Gaivota: Essa o Thiago, quando compôs, chegou prá mim e disse, “fiz uma música pensando em você”. Aí eu ouvi, viajei fácil, e a intenção da letra foi a mesma viagem que a minha, que era uma coisa de falar com o ser-humano. Ela foi baseada num livro. Vale a pena destacar o arranjo, ele é muito diferenciado, é um dos xodós da banda, todo mundo gosta muito, uma coisa meio soul.
Jóia: É um samba-funk né cara? É uma coisa com um suingue de guitarra e baixo muito legal, brincando com a bateria do Xuxinha, uma homenagem declarada ao Espírito Santo, fazendo referências a alguns pontos. Infelizmente não deu prá citar todos.

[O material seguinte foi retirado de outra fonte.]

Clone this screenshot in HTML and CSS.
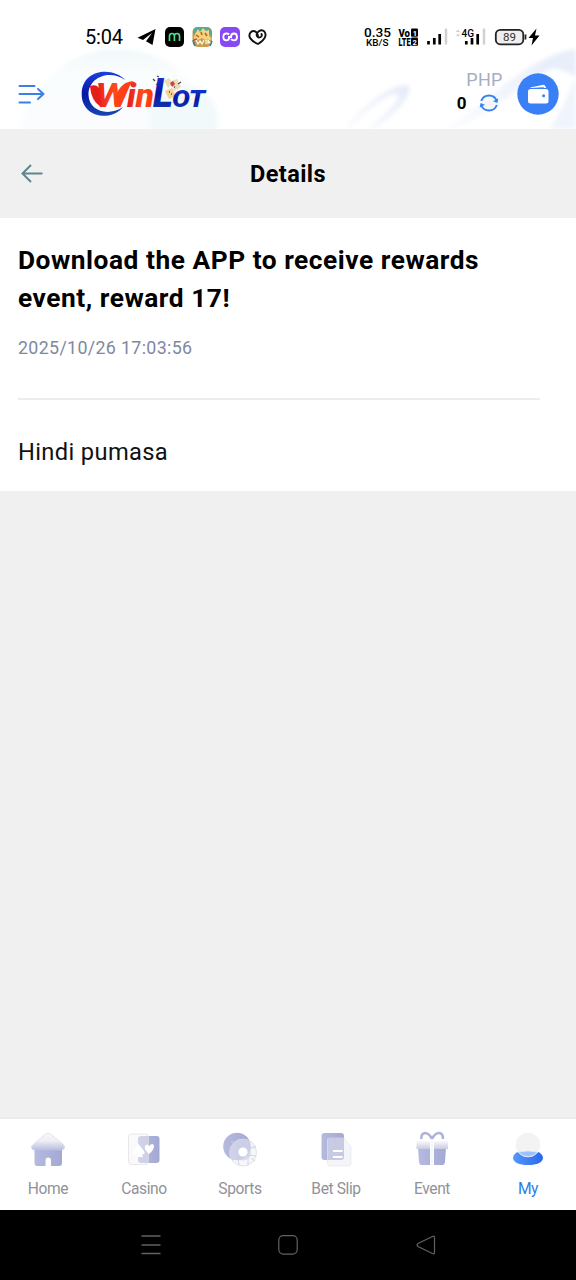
FILE: index.html
```html
<!DOCTYPE html>
<html lang="en">
<head>
<meta charset="utf-8">
<title>Details</title>
<link rel="stylesheet" href="styles.css">
</head>
<body>
<div class="screen">
  <header class="top">
    <svg class="top-art" viewBox="0 0 576 129" aria-hidden="true">
      <defs>
        <linearGradient id="sky" x1="0" y1="0" x2="0" y2="1"><stop offset="0" stop-color="#f0f8fa"/><stop offset=".12" stop-color="#fafdfe"/><stop offset="1" stop-color="#f8fcfd"/></linearGradient>
        <linearGradient id="swoosh" x1="1" y1="0" x2="0" y2="1"><stop offset="0" stop-color="#e4ebf8"/><stop offset="1" stop-color="#fdfdff"/></linearGradient>
        <filter id="soft" x="-20%" y="-20%" width="140%" height="140%"><feGaussianBlur stdDeviation="2.2"/></filter>
      </defs>
      <circle cx="118" cy="149" r="100" fill="url(#sky)" filter="url(#soft)"/>
      <circle cx="184" cy="120" r="34" fill="#f2f9fa" filter="url(#soft)"/>
      <g filter="url(#soft)">
        <path d="M342 129C362 108 390 82 409 86C413 96 391 119 374 129H366C382 117 400 102 398 95C389 91 366 111 350 129Z" fill="url(#swoosh)"/>
        <path d="M442 129C485 106 529 55 576 49V61C538 66 500 111 455 129Z" fill="url(#swoosh)"/>
        <path d="M576 76C567 98 560 112 550 129H576Z" fill="#f0f4fc"/>
        <path d="M576 49V78C568 70 554 68 538 67C550 58 562 51 576 49Z" fill="#e8effa"/>
      </g>
    </svg>
    <div class="status">
      <svg class="status-art" viewBox="0 0 576 58" role="img" aria-label="Status bar">
        <text x="85" y="44" class="clock" textLength="38">5:04</text>
        <path d="M155.500 29L137.500 37.800L143 40L152 33L146 41.300L152.500 45Z" fill="#000"/>
        <rect x="165" y="27" width="19" height="20" rx="5" fill="#000"/>
        <path d="M169.500 41V36Q169.500 33.500 172 33.500Q174.400 33.500 174.400 36V41M174.400 36Q174.400 33.500 177 33.500Q179.500 33.500 179.500 36V41" fill="none" stroke="#48df91" stroke-width="1.700"/>
        <rect x="192.500" y="27" width="19.500" height="20" rx="5" fill="#c99c53"/>
        <path d="M193 35V31Q194 27 198 27H207Q212 28 212 33V37L208 33L203 31L197 33Z" fill="#54a99b"/>
        <path d="M195 34L198 29L200 32L203 28L206 31L209 30V36L212 39L207 41L202 38L196 41L194 38Z" fill="#f4d47c"/>
        <path d="M196 35L199 37M205 33L207 36M201 32L202 35M194 40L197 39M207 39L210 42" fill="none" stroke="#bf552c" stroke-width="1.500"/>
        <path d="M196 40L198 44L200 41L202 44L204 40M206 40V44M208 44V40L211 44" stroke="#fff4da" stroke-width="1.300" fill="none"/>
        <path d="M193 40L195 46M210 46L212 41" stroke="#407f91" stroke-width="1.500"/>
        <rect x="220" y="27" width="20" height="20" rx="5" fill="#8849f5"/>
        <path d="M229.200 34.500Q228 33.500 226.500 33.500Q223.300 33.500 223.300 37Q223.300 40.300 226.500 40.300Q229.200 40.300 229.200 37M231 37Q231 33.500 234 33.500Q237 33.500 237 37Q237 40.300 234 40.300Q232 40.300 231 39.200M228 37H232" fill="none" stroke="#fff" stroke-width="1.800"/>
        <path d="M258 37C258 32 254 29.500 251 32C247 36 251 41 258 44C265 40 267 35 264.500 31.700C261 28 255.500 33 257 36C258.500 39 263 37 261.500 34" fill="none" stroke="#111" stroke-width="1.900" stroke-linecap="round"/>
        <text x="364" y="36.500" class="rate" textLength="27" lengthAdjust="spacingAndGlyphs">0.35</text>
        <text x="366" y="46" class="unit" textLength="22.500" lengthAdjust="spacingAndGlyphs">KB/S</text>
        <text x="398.500" y="36.500" class="volte" textLength="11.500" lengthAdjust="spacingAndGlyphs">Vo</text>
        <rect x="411" y="28.500" width="7" height="8.200" rx="1"/><text x="412.700" y="35.500" class="sim">1</text>
        <text x="398.500" y="45.500" class="volte" textLength="12" lengthAdjust="spacingAndGlyphs">LTE</text>
        <rect x="411" y="37.500" width="7" height="8.200" rx="1"/><text x="412.600" y="44.500" class="sim">2</text>
        <path d="M428.500 41V44.500M434.300 38V44.500M439.700 34V44.500" stroke="#000" stroke-width="2.700"/>
        <path d="M446 28.500V44.500" stroke="#d1d1d1" stroke-width="2.500"/>
        <path d="M456 32L458 29.500L460 32ZM456 34.500L458 37L460 34.500Z" fill="#ccc"/>
        <text x="461.500" y="37" class="network" textLength="12.500" lengthAdjust="spacingAndGlyphs">4G</text>
        <path d="M466.300 41V44.500M472 38V44.500M477.700 34V44.500" stroke="#000" stroke-width="2.700"/>
        <path d="M484 28.500V44.500" stroke="#d1d1d1" stroke-width="2.500"/>
        <rect x="495.800" y="29.800" width="27.500" height="14.500" rx="4.500" fill="#eee" stroke="#222" stroke-width="1.800"/>
        <path d="M525.500 34.500V39.500" stroke="#222" stroke-width="1.700"/>
        <text x="503" y="41" class="battery" textLength="13" lengthAdjust="spacingAndGlyphs">89</text>
        <path d="M536.500 28.500L528.500 38H533L531.500 45.500L539.500 35.500H535Z"/>
      </svg>
    </div>
    <div class="brandbar">
      <svg class="menu" viewBox="0 0 28 24" aria-label="Menu"><path d="M1.500 3H16.500M1.500 11H25M20 6L25.500 11L20 16M1.500 19.500H12" fill="none" stroke="#3b80e9" stroke-width="2" stroke-linecap="round" stroke-linejoin="round"/></svg>
      <svg class="logo" viewBox="0 0 130 50" aria-label="WinLot">
        <defs>
          <linearGradient id="blue" x1="0" y1="0" x2="0" y2="1"><stop stop-color="#1b3fe0"/><stop offset=".5" stop-color="#0916a4"/><stop offset="1" stop-color="#1647b1"/></linearGradient>
          <linearGradient id="red" x1="0" y1="0" x2="1" y2="0"><stop stop-color="#e51b20"/><stop offset=".55" stop-color="#ff4b18"/><stop offset="1" stop-color="#ff3408"/></linearGradient>
        </defs>
        <path d="M45 10C34-3 2-2 1.700 24C1.500 48 32 52 43 37C28 47 9 41 8.500 25C8 7 30-1 45 10Z" fill="url(#blue)"/>
        <text x="15" y="37" class="logo-w" fill="url(#red)" textLength="34" lengthAdjust="spacingAndGlyphs">W</text>
        <path d="M10 16Q19 13 20 22L21 37Q11 31 10 16Z" fill="#e61e1b"/>
        <path d="M34 34Q37 12 54 11Q47 16 44.500 25Q42 34 36 37Z" fill="#ff4214"/>
        <text x="47" y="37" class="logo-in" fill="url(#red)" textLength="27" lengthAdjust="spacingAndGlyphs">in</text>
        <g class="dice"><path d="M84 11L89 8L93 14L88 18ZM91 11L97 9L101 17L94 21Z" fill="#eadbb9"/><path d="M85 21L92 18L96 26L89 29Z" fill="#f3d28b"/><path d="M90 13L93 11L95 14L92 17Z" fill="#d43c4b"/><path d="M73 9L75 11M77 6L79 7M76 14L78 15M98 14L101 12M89 22H90M91 24H92M94 17H95" stroke="#4f4945" stroke-width="1.300"/></g>
        <text x="73" y="37" class="logo-l" fill="url(#blue)" textLength="20" lengthAdjust="spacingAndGlyphs">L</text>
        <text x="92" y="37" class="logo-ot" fill="url(#blue)" textLength="33" lengthAdjust="spacingAndGlyphs">OT</text>
      </svg>
      <div class="account">
        <div class="currency">PHP</div>
        <div class="balance"><span>0</span>
          <svg class="refresh" viewBox="0 0 20 20" aria-label="Refresh"><path d="M2.200 8A8.300 8.300 0 0 1 17.800 8M17.800 12A8.300 8.300 0 0 1 2.200 12" fill="none" stroke="#3483ee" stroke-width="1.900"/><path d="M19.300 5.500L18.400 10L14 8.200ZM.7 14.500L1.600 10L6 11.800Z" fill="#3483ee"/></svg>
        </div>
      </div>
      <svg class="wallet" viewBox="0 0 42 42" aria-label="Wallet"><circle cx="21" cy="21" r="20.700" fill="#397ff5"/><path d="M13 14.500L26.500 11.800Q28 11.700 28.500 13.500L29 15H14Z" fill="#fff"/><rect x="11" y="16" width="20.500" height="14.500" rx="2.500" fill="#fff"/><path d="M12.500 15.700L27 14.300" stroke="#397ff5" stroke-width=".7"/><circle cx="26.600" cy="22.800" r="1.500" fill="#397ff5"/></svg>
    </div>
  </header>
  <div class="titlebar">
    <svg class="back" viewBox="0 0 24 24" aria-label="Back"><path d="M22.500 11.500H3M11 3L2.500 11.500L11 20" fill="none" stroke="#5f858d" stroke-width="2"/></svg>
    <h1>Details</h1><span></span>
  </div>
  <article class="message">
    <h2>Download the APP to receive rewards event, reward 17!</h2>
    <time>2025/10/26 17:03:56</time>
    <hr>
    <p>Hindi pumasa</p>
  </article>
  <main class="space"></main>
  <nav class="tabs">
    <a class="tab"><svg viewBox="0 0 40 40"><defs><linearGradient id="roof" x1="0" y1="0" x2="0" y2="1"><stop stop-color="#f8f8f9"/><stop offset=".45" stop-color="#eeeef4"/><stop offset="1" stop-color="#b6bbe0"/></linearGradient><linearGradient id="tile"><stop stop-color="#b6badf"/><stop offset="1" stop-color="#a3a9d4"/></linearGradient></defs><path d="M6.500 17H34V34Q34 37 31 37H23V31Q23 28.500 20 28.500Q17.500 28.500 17.500 31V37H9Q6.500 37 6.500 34Z" fill="url(#tile)"/><path d="M17.500 5Q20 3 22.500 5L35.500 15.500Q38 19 35.500 20.500L33.500 21.500H6.500Q2 20 4 16.500Z" fill="url(#roof)"/><path d="M6.500 21Q2 20 4 16.500L17.500 5Q20 3 22.500 5L35.500 15.500Q38 19 34 21" fill="none" stroke="#dedee3" stroke-width=".8"/></svg><span>Home</span></a>
    <a class="tab"><svg viewBox="0 0 40 40"><rect x="14" y="7" width="21.500" height="27" rx="3" fill="url(#tile)"/><rect x="4.500" y="5" width="20" height="30.500" rx="3" fill="#f3f3f5" fill-opacity=".45" stroke="#dedee4" stroke-width=".7"/><path d="M14.500 15L9.500 22Q9 26 14 25L13 28H19L18 25Q22 26 20 22Z" fill="#fff"/><path d="M25 17Q29 13 30 17Q30 21 25 25Q19.500 20 21 17Q23 14 25 17Z" fill="#fff"/></svg><span>Casino</span></a>
    <a class="tab"><svg viewBox="0 0 40 40"><circle cx="17" cy="17.500" r="13.800" fill="url(#tile)"/><circle cx="23" cy="23.500" r="13.500" fill="#eff0f5" fill-opacity=".5" stroke="#d8d8df" stroke-width=".8"/><path d="M11 13L19 13V20L12 24M19 13L22 10M28 11L27 17L35 19M36 27L28 26L28 36M12 31L18 28L19 36M30 20L36 17M31 29L35 32" fill="none" stroke="#cfd2e2" stroke-width=".9"/><circle cx="23" cy="23.500" r="8" fill="#c9cfe8" opacity=".65"/><circle cx="23" cy="23" r="4.600" fill="#fff"/></svg><span>Sports</span></a>
    <a class="tab"><svg viewBox="0 0 40 40"><rect x="5.500" y="4" width="22.500" height="27" rx="3" fill="url(#tile)"/><path d="M13.500 9H28L35 18V34Q35 37 32 37H14Q11.500 37 11.500 34V11Q11.500 9 13.500 9Z" fill="#f0f1f5" fill-opacity=".75" stroke="#e2e2e7" stroke-width=".6"/><path d="M12 9H28V28Q28 31 25 31H12Z" fill="#b2b8da" opacity=".55"/><path d="M17 22H26.500M17 28H26.500" stroke="#fff" stroke-width="2"/></svg><span>Bet Slip</span></a>
    <a class="tab"><svg viewBox="0 0 40 40"><defs><linearGradient id="lid" x1="0" y1="0" x2="0" y2="1"><stop stop-color="#fafafa"/><stop offset="1" stop-color="#c8cbe2"/></linearGradient></defs><path d="M20 10Q23 4 27 4Q31 4 31 10M20 10Q17 4 13 4Q8.500 5 9.500 10" fill="none" stroke="#aeb2d7" stroke-width="2.500"/><path d="M6 18H18V36H9Q7.500 36 7 33ZM22 18H34L33 33Q32.500 36 31 36H22Z" fill="url(#tile)"/><path d="M4.500 12H18V20H4.500ZM22 12H36V20H22Z" fill="url(#lid)"/><path d="M20 11V36" stroke="#f7f7fa" stroke-width="3"/></svg><span>Event</span></a>
    <a class="tab active"><svg viewBox="0 0 40 40"><defs><linearGradient id="base"><stop stop-color="#5797fb"/><stop offset="1" stop-color="#2968e8"/></linearGradient></defs><path d="M5 29Q5 24 13 22H27Q35 24 35 29Q34 36 20 36Q6 36 5 29Z" fill="url(#base)"/><circle cx="20" cy="16" r="12" fill="#f3f3f4" stroke="#eeeeef" stroke-width=".5"/><path d="M10.500 23Q20 21 29.500 23Q26 27.500 20 27.500Q14 27.500 10.500 23Z" fill="#9bc0fa" stroke="#dceaff" stroke-width=".8"/></svg><span>My</span></a>
  </nav>
  <footer class="keys">
    <svg viewBox="0 0 24 24"><path d="M2.500 3H21.500M2.500 12H21.500M2.500 20.500H21.500" stroke="#626262" stroke-width="1.400"/></svg>
    <svg viewBox="0 0 24 24"><rect x="2.800" y="2.700" width="18.400" height="18.400" rx="4.500" fill="none" stroke="#626262" stroke-width="1.200"/></svg>
    <svg viewBox="0 0 24 24"><path d="M20.500 4.500V19.500Q20.500 21.500 18.500 20.500L4 13.500Q2 12 4 10.500L18.500 3.500Q20.500 2.500 20.500 4.500Z" fill="none" stroke="#626262" stroke-width="1.200"/></svg>
  </footer>
</div>
</body>
</html>
```
FILE: styles.css
```css
* { box-sizing: border-box; }
body { margin: 0; font-family: Roboto, "Noto Sans", sans-serif; background: #f0f0f0; color: #000; }
.screen { width: 576px; height: 1280px; display: flex; flex-direction: column; }
.screen svg { display: block; }
.top { position: relative; height: 129px; background: #fff; overflow: hidden; }
.top-art { position: absolute; inset: 0; width: 576px; height: 129px; }
.status { position: relative; height: 58px; }
.status-art { width: 576px; height: 58px; }
.clock { font-size: 20px; }
.rate { font-size: 12px; font-weight: 500; }
.unit { font-size: 9px; font-weight: 500; }
.volte { font-size: 10px; font-weight: 900; }
.sim { font-size: 7.5px; font-weight: 700; fill: #fff; }
.network { font-size: 11px; font-weight: 500; }
.battery { font-size: 11px; fill: #333; }
.brandbar { position: relative; height: 71px; display: flex; align-items: flex-start; padding: 12px 17.5px 0 18px; }
.menu { width: 28px; height: 24px; margin-top: 13px; }
.logo { width: 130px; height: 50px; margin: 0 0 0 34px; overflow: visible; }
.logo text { font-style: italic; font-weight: 900; }
.logo .logo-w { font-size: 34px; font-weight: 700; }
.logo .logo-in { font-size: 34px; }
.logo .logo-l { font-size: 41px; }
.logo .logo-ot { font-size: 24px; }
.account { width: 60px; margin-left: auto; }
.currency { color: #a6adc2; font-size: 18px; line-height: 20px; text-align: right; letter-spacing: .2px; }
.balance { display: flex; align-items: center; justify-content: flex-end; gap: 12px; height: 26px; font-size: 17px; font-weight: 700; padding-right: 4px; }
.refresh { width: 20px; height: 20px; }
.wallet { width: 42px; height: 42px; margin: 3px 0 0 14px; }
.titlebar { height: 89px; display: grid; grid-template-columns: 24px 1fr 24px; align-items: center; padding: 0 20px; background: #f0f0f0; }
.back { width: 24px; height: 24px; }
h1 { margin: 1px 0 0; text-align: center; font-size: 23.5px; line-height: 32px; letter-spacing: .4px; font-weight: 700; }
.message { height: 273px; padding: 23px 36px 0 18px; background: #fff; }
h2 { margin: 0; font-size: 26.3px; line-height: 38px; letter-spacing: .53px; font-weight: 700; }
time { display: block; margin-top: 20px; color: #8088a0; font-size: 17.8px; line-height: 22px; letter-spacing: .36px; }
hr { border: 0; height: 2px; background: #ededed; margin: 39px 0 37px; }
.message p { margin: 0; color: #111; font-size: 23.7px; line-height: 30px; letter-spacing: .35px; }
.space { flex: 1; }
.tabs { height: 93px; display: grid; grid-template-columns: repeat(6, 1fr); padding-top: 10px; background: #fff; border-top: 2px solid #eaebeb; }
.tab { display: flex; flex-direction: column; align-items: center; color: #919299; font-size: 15.6px; line-height: 20px; letter-spacing: -.4px; }
.tab svg { width: 40px; height: 40px; margin-bottom: 10px; }
.tab.active { color: #2f7ee8; }
.keys { height: 70px; background: #000; display: flex; justify-content: center; gap: 113.500px; padding-top: 23px; }
.keys svg { width: 24px; height: 24px; }
```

1,99 cada: É a pilha-mor, um tapa de luva. Uma música muito séria, um trip hop, que tem essa atmosfera viajante. Fala sobre o quanto os valores foram invertidos no mundo. O verso “Eu sinto falta daquele que um dia quis cantar: “cadê sua fração”?” é uma referência à Plebe Rude, “Até quando esperar, até me ajoelhar, esperando a ajuda de Deus”, saca? Ela termina questionando “Você acredita em quê? Acredita em que acredita? Acredita?”, que é uma das características da banda, essa pilha de deixar as pessoas boladas com o que está se falando na música. A gente canta prá pessoas e fala sério ao mesmo tempo. Eu sou um artista, essa é minha função, botar minhoca na cabeça das pessoas. E tem uma curiosidade sobre o disco, ele começa com “1000 m/s”, que fala de esperança, e termina com essa música. É importante se lembrar que é preciso ter esperança, já que o mundo anda desse jeito, tão descartável. Acho que essa é mensagem mais importante.